All Souls Oxford is actually The Warden and College of the Souls of all Faithful People deceased in the University of Oxford, which is a touch creepy. Kellog College is at least what it says on the packet being named after a vegetarian-Seventh-Day-Adventist horse-breeding- manufacturer of corn flakes.


Cambridge’s Gonville and Caius was originally Gonville Hall and then The Annunciation of the Blessed Virgin Mary, the annunciation being the announcement of impending pregnancy no doubt to this day a frequent occurrence in that college.

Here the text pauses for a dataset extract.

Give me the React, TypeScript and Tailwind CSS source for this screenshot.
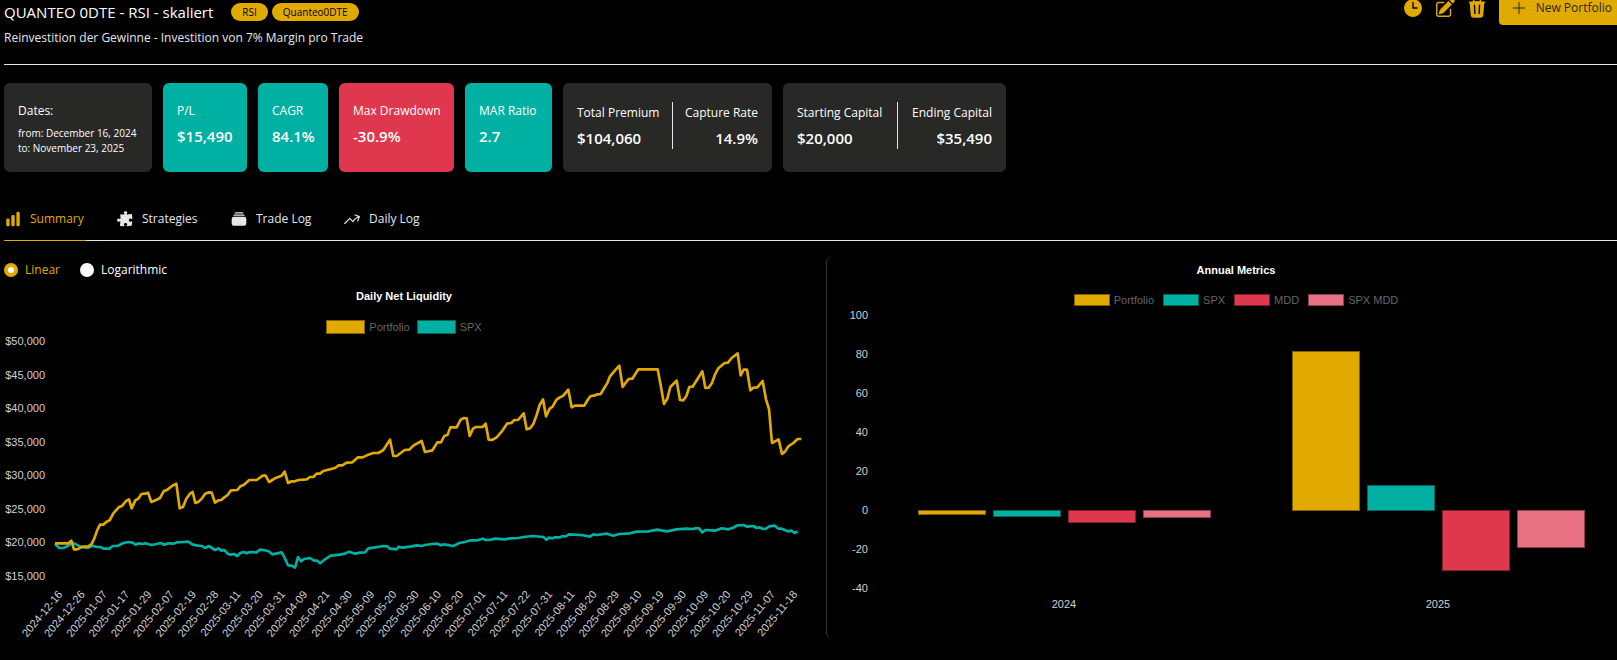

In Ireland, meanwhile, where they have a way with language, Trinity College is The College of the Holy and Undivided Trinity of Queen Elizabeth Near Dublin, the Queen Elizabeth being something of an embarrassment and the Irish meaning of ‘near’ not being too apparent given that it is now located plum in the middle of the city. But then this is a country that boasts an airline whose destinations are not necessarily as advertised.


In America, Yale was named for a Welshman called Elihu Yale who donated 417 books and a portrait of George I, the latter probably losing in value with the arrival of George III. Harvard was established in Cambridge — the early settlers being short on originality when it came to place names (see New London on the Thames in Connecticut). It was created with funds from the English minister John Harvard who on his deathbed bequeathed money to the ‘schoale or colledge’ recently set up, the need for which being evident in his cavalier approach to spelling. He was educated at Emmanuel College, Cambridge, a college established by a Puritan Chancellor of the Exchequer (is there another kind?) whose response to the college’s decision in 2006 to allow the blessing of same-sex couples can only be imagined.


But at least he spoke English. The French, of course, perversely prefer French, even when it comes to aviation whose international language is officially English, which is why American air traffic controllers call French flights the “keskidi flights,” a reference to French pilots’ alarming habit of saying ‘Qu’est-ce qu’il dit?’